> _Data extract_:
◆ ◆ ◆ ◆ ◆

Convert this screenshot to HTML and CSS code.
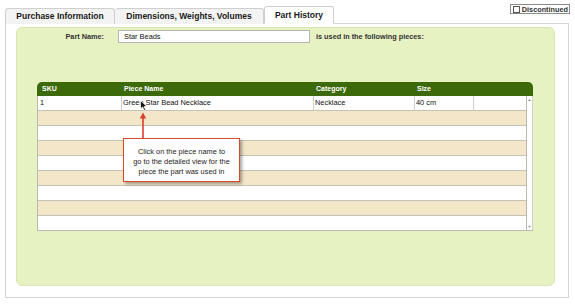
FILE: index.html
```html
<!DOCTYPE html>
<html lang="en">
<head>
  <meta charset="UTF-8">
  <meta name="viewport" content="width=device-width, initial-scale=1.0">
  <title>Part History</title>
  <link rel="stylesheet" href="styles.css">
</head>
<body>
  <div class="page">
    <div class="tabbar">
      <div class="tabs">
        <div class="tab tab-purchase">Purchase Information</div>
        <div class="tab tab-dims">Dimensions, Weights, Volumes</div>
        <div class="tab tab-history active">Part History</div>
      </div>
      <label class="discontinued"><span class="check"></span>Discontinued</label>
    </div>
    <div class="panel">
      <div class="green">
        <div class="name-row">
          <span class="name-label">Part Name:</span>
          <span class="name-input">Star Beads</span>
          <span class="name-note">is used in the following pieces:</span>
        </div>
        <div class="pieces">
          <div class="cols head">
            <span>SKU</span>
            <span>Piece Name</span>
            <span>Category</span>
            <span>Size</span>
            <span></span>
          </div>
          <div class="body">
            <div class="rows">
              <div class="cols row first">
                <span>1</span>
                <span>Green Star Bead Necklace</span>
                <span>Necklace</span>
                <span>40 cm</span>
                <span></span>
              </div>
              <div class="row tan"></div>
              <div class="row"></div>
              <div class="row tan"></div>
              <div class="row"></div>
              <div class="row tan"></div>
              <div class="row"></div>
              <div class="row tan"></div>
              <div class="row last"></div>
            </div>
            <div class="scrollbar">
              <span class="arrow">&#9650;</span>
              <span class="arrow">&#9660;</span>
            </div>
          </div>

          <!-- cursor + annotation drawn over the table -->
          <svg class="cursor" width="8" height="11" viewBox="0 0 8 11">
            <path d="M0.5 0.5 L0.5 9 L2.6 7 L4.2 10.5 L5.6 9.8 L4.1 6.5 L7 6.5 Z" fill="#111" stroke="#fff" stroke-width="0.8"/>
          </svg>
          <svg class="pointer" width="8" height="27" viewBox="0 0 8 27">
            <path d="M4 27 L4 5" stroke="#d9412b" stroke-width="1.6"/>
            <path d="M0.8 6.5 L4 0.5 L7.2 6.5 Z" fill="#d9412b"/>
          </svg>
          <div class="callout">Click on the piece name to<br>go to the detailed view for the<br>piece the part was used in</div>
        </div>
      </div>
    </div>
  </div>
</body>
</html>
```

FILE: styles.css
```css
body {
  margin: 0;
  font-family: "Liberation Sans", Arial, sans-serif;
  color: #222;
  background: #fff;
}
.page {
  width: 564px;
  margin-left: 5px;
}
.tabbar {
  display: flex;
  justify-content: space-between;
  height: 24px;
  margin-bottom: -1px;
  position: relative;
  z-index: 1;
}
.tabs {
  display: flex;
  align-items: flex-end;
}
.tab {
  box-sizing: border-box;
  height: 16px;
  border: 1px solid #cfcfcf;
  border-bottom: none;
  border-radius: 3px 3px 0 0;
  background: #f3f3f3;
  font-size: 8.5px;
  font-weight: bold;
  text-align: center;
  line-height: 15px;
  color: #1a1a1a;
}
.tab-purchase { width: 110px; }
.tab-dims { width: 149px; border-left: none; }
.tab-history { width: 70px; }
.tab.active {
  height: 18px;
  background: #fff;
  line-height: 17px;
  border-bottom: 1px solid #fff;
}
.discontinued {
  display: flex;
  align-items: center;
  gap: 2px;
  box-sizing: border-box;
  height: 10px;
  margin-top: 4px;
  margin-right: -1px;
  padding: 0 1px 0 2px;
  border: 1px solid #8a8a8a;
  font-size: 7.3px;
  font-weight: bold;
  color: #333;
}
.check {
  box-sizing: border-box;
  width: 7px;
  height: 7px;
  border: 1px solid #555;
  background: #fff;
}
.panel {
  border: 1px solid #d3d3d3;
  padding: 3px 13px 11px 10px;
}
.green {
  height: 257px;
  background: #e6f2c1;
  border: 1px solid #d9e8b2;
  border-radius: 6px;
}
.name-row {
  display: flex;
  align-items: center;
  margin-top: 2px;
  font-size: 7.3px;
  font-weight: bold;
  color: #333;
}
.name-label {
  width: 87px;
  text-align: right;
}
.name-input {
  box-sizing: border-box;
  width: 192px;
  height: 13px;
  margin-left: 14px;
  padding-left: 5px;
  border: 1px solid #b5b5b5;
  background: #fff;
  font-weight: normal;
  font-size: 7.4px;
  line-height: 11px;
  color: #111;
}
.name-note {
  margin-left: 6px;
}
.pieces {
  position: relative;
  width: 496px;
  margin: 39px 0 0 20px;
}
.cols {
  display: grid;
  grid-template-columns: 83px 192px 101px 59px 1fr;
}
.head {
  height: 14px;
  background: #3c6a0b;
  border-radius: 5px 5px 0 0;
  color: #fff;
  font-size: 7px;
  font-weight: bold;
  line-height: 14px;
}
.head span {
  padding-left: 4px;
}
.head span:first-child {
  padding-left: 5px;
}
.body {
  display: flex;
  border-left: 1px solid #b9b9b0;
  border-bottom: 1px solid #b9b9b0;
}
.rows {
  flex: 1;
}
.row {
  box-sizing: border-box;
  height: 15px;
  border-bottom: 1px solid #c3c2b5;
  background: #fff;
}
.row.tan {
  background: #f4e6c9;
}
.row.last {
  border-bottom: none;
  height: 14px;
}
.row.first {
  font-size: 7.4px;
  line-height: 14px;
  color: #111;
}
.row.first span {
  padding-left: 1px;
  border-left: 1px solid #cfcfcf;
}
.row.first span:first-child {
  border-left: none;
  padding-left: 2px;
}
.scrollbar {
  display: flex;
  flex-direction: column;
  justify-content: space-between;
  box-sizing: border-box;
  width: 7px;
  border-left: 1px solid #b9b9b0;
  border-right: 1px solid #d0d0d0;
  background: #fff;
}
.arrow {
  font-size: 4px;
  line-height: 7px;
  text-align: center;
  color: #888;
}
.cursor {
  position: absolute;
  left: 103px;
  top: 18px;
}
.pointer {
  position: absolute;
  left: 102px;
  top: 30px;
}
.callout {
  position: absolute;
  left: 86px;
  top: 56px;
  box-sizing: border-box;
  width: 117px;
  height: 44px;
  padding: 8px 0 0;
  border: 1.5px solid #d64a2c;
  background: #fff;
  box-shadow: 2px 2px 3px rgba(0, 0, 0, 0.35);
  font-size: 7.4px;
  line-height: 10px;
  text-align: center;
  white-space: nowrap;
  color: #222;
}
```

◆ ◆ ◆ ◆ ◆

> _Request_: Quote the data exactly, leaving every image out of the copy.

> _Exercise result_:
Convert this screenshot to HTML and CSS code.
FILE: index.html
```html
<!DOCTYPE html>
<html lang="en">
<head>
  <meta charset="UTF-8">
  <meta name="viewport" content="width=device-width, initial-scale=1.0">
  <title>Part History</title>
  <link rel="stylesheet" href="styles.css">
</head>
<body>
  <div class="page">
    <div class="tabbar">
      <div class="tabs">
        <div class="tab tab-purchase">Purchase Information</div>
        <div class="tab tab-dims">Dimensions, Weights, Volumes</div>
        <div class="tab tab-history active">Part History</div>
      </div>
      <label class="discontinued"><span class="check"></span>Discontinued</label>
    </div>
    <div class="panel">
      <div class="green">
        <div class="name-row">
          <span class="name-label">Part Name:</span>
          <span class="name-input">Star Beads</span>
          <span class="name-note">is used in the following pieces:</span>
        </div>
        <div class="pieces">
          <div class="cols head">
            <span>SKU</span>
            <span>Piece Name</span>
            <span>Category</span>
            <span>Size</span>
            <span></span>
          </div>
          <div class="body">
            <div class="rows">
              <div class="cols row first">
                <span>1</span>
                <span>Green Star Bead Necklace</span>
                <span>Necklace</span>
                <span>40 cm</span>
                <span></span>
              </div>
              <div class="row tan"></div>
              <div class="row"></div>
              <div class="row tan"></div>
              <div class="row"></div>
              <div class="row tan"></div>
              <div class="row"></div>
              <div class="row tan"></div>
              <div class="row last"></div>
            </div>
            <div class="scrollbar">
              <span class="arrow">&#9650;</span>
              <span class="arrow">&#9660;</span>
            </div>
          </div>

          <!-- cursor + annotation drawn over the table -->
          <svg class="cursor" width="8" height="11" viewBox="0 0 8 11">
            <path d="M0.5 0.5 L0.5 9 L2.6 7 L4.2 10.5 L5.6 9.8 L4.1 6.5 L7 6.5 Z" fill="#111" stroke="#fff" stroke-width="0.8"/>
          </svg>
          <svg class="pointer" width="8" height="27" viewBox="0 0 8 27">
            <path d="M4 27 L4 5" stroke="#d9412b" stroke-width="1.6"/>
            <path d="M0.8 6.5 L4 0.5 L7.2 6.5 Z" fill="#d9412b"/>
          </svg>
          <div class="callout">Click on the piece name to<br>go to the detailed view for the<br>piece the part was used in</div>
        </div>
      </div>
    </div>
  </div>
</body>
</html>
```

FILE: styles.css
```css
body {
  margin: 0;
  font-family: "Liberation Sans", Arial, sans-serif;
  color: #222;
  background: #fff;
}
.page {
  width: 564px;
  margin-left: 5px;
}
.tabbar {
  display: flex;
  justify-content: space-between;
  height: 24px;
  margin-bottom: -1px;
  position: relative;
  z-index: 1;
}
.tabs {
  display: flex;
  align-items: flex-end;
}
.tab {
  box-sizing: border-box;
  height: 16px;
  border: 1px solid #cfcfcf;
  border-bottom: none;
  border-radius: 3px 3px 0 0;
  background: #f3f3f3;
  font-size: 8.5px;
  font-weight: bold;
  text-align: center;
  line-height: 15px;
  color: #1a1a1a;
}
.tab-purchase { width: 110px; }
.tab-dims { width: 149px; border-left: none; }
.tab-history { width: 70px; }
.tab.active {
  height: 18px;
  background: #fff;
  line-height: 17px;
  border-bottom: 1px solid #fff;
}
.discontinued {
  display: flex;
  align-items: center;
  gap: 2px;
  box-sizing: border-box;
  height: 10px;
  margin-top: 4px;
  margin-right: -1px;
  padding: 0 1px 0 2px;
  border: 1px solid #8a8a8a;
  font-size: 7.3px;
  font-weight: bold;
  color: #333;
}
.check {
  box-sizing: border-box;
  width: 7px;
  height: 7px;
  border: 1px solid #555;
  background: #fff;
}
.panel {
  border: 1px solid #d3d3d3;
  padding: 3px 13px 11px 10px;
}
.green {
  height: 257px;
  background: #e6f2c1;
  border: 1px solid #d9e8b2;
  border-radius: 6px;
}
.name-row {
  display: flex;
  align-items: center;
  margin-top: 2px;
  font-size: 7.3px;
  font-weight: bold;
  color: #333;
}
.name-label {
  width: 87px;
  text-align: right;
}
.name-input {
  box-sizing: border-box;
  width: 192px;
  height: 13px;
  margin-left: 14px;
  padding-left: 5px;
  border: 1px solid #b5b5b5;
  background: #fff;
  font-weight: normal;
  font-size: 7.4px;
  line-height: 11px;
  color: #111;
}
.name-note {
  margin-left: 6px;
}
.pieces {
  position: relative;
  width: 496px;
  margin: 39px 0 0 20px;
}
.cols {
  display: grid;
  grid-template-columns: 83px 192px 101px 59px 1fr;
}
.head {
  height: 14px;
  background: #3c6a0b;
  border-radius: 5px 5px 0 0;
  color: #fff;
  font-size: 7px;
  font-weight: bold;
  line-height: 14px;
}
.head span {
  padding-left: 4px;
}
.head span:first-child {
  padding-left: 5px;
}
.body {
  display: flex;
  border-left: 1px solid #b9b9b0;
  border-bottom: 1px solid #b9b9b0;
}
.rows {
  flex: 1;
}
.row {
  box-sizing: border-box;
  height: 15px;
  border-bottom: 1px solid #c3c2b5;
  background: #fff;
}
.row.tan {
  background: #f4e6c9;
}
.row.last {
  border-bottom: none;
  height: 14px;
}
.row.first {
  font-size: 7.4px;
  line-height: 14px;
  color: #111;
}
.row.first span {
  padding-left: 1px;
  border-left: 1px solid #cfcfcf;
}
.row.first span:first-child {
  border-left: none;
  padding-left: 2px;
}
.scrollbar {
  display: flex;
  flex-direction: column;
  justify-content: space-between;
  box-sizing: border-box;
  width: 7px;
  border-left: 1px solid #b9b9b0;
  border-right: 1px solid #d0d0d0;
  background: #fff;
}
.arrow {
  font-size: 4px;
  line-height: 7px;
  text-align: center;
  color: #888;
}
.cursor {
  position: absolute;
  left: 103px;
  top: 18px;
}
.pointer {
  position: absolute;
  left: 102px;
  top: 30px;
}
.callout {
  position: absolute;
  left: 86px;
  top: 56px;
  box-sizing: border-box;
  width: 117px;
  height: 44px;
  padding: 8px 0 0;
  border: 1.5px solid #d64a2c;
  background: #fff;
  box-shadow: 2px 2px 3px rgba(0, 0, 0, 0.35);
  font-size: 7.4px;
  line-height: 10px;
  text-align: center;
  white-space: nowrap;
  color: #222;
}
```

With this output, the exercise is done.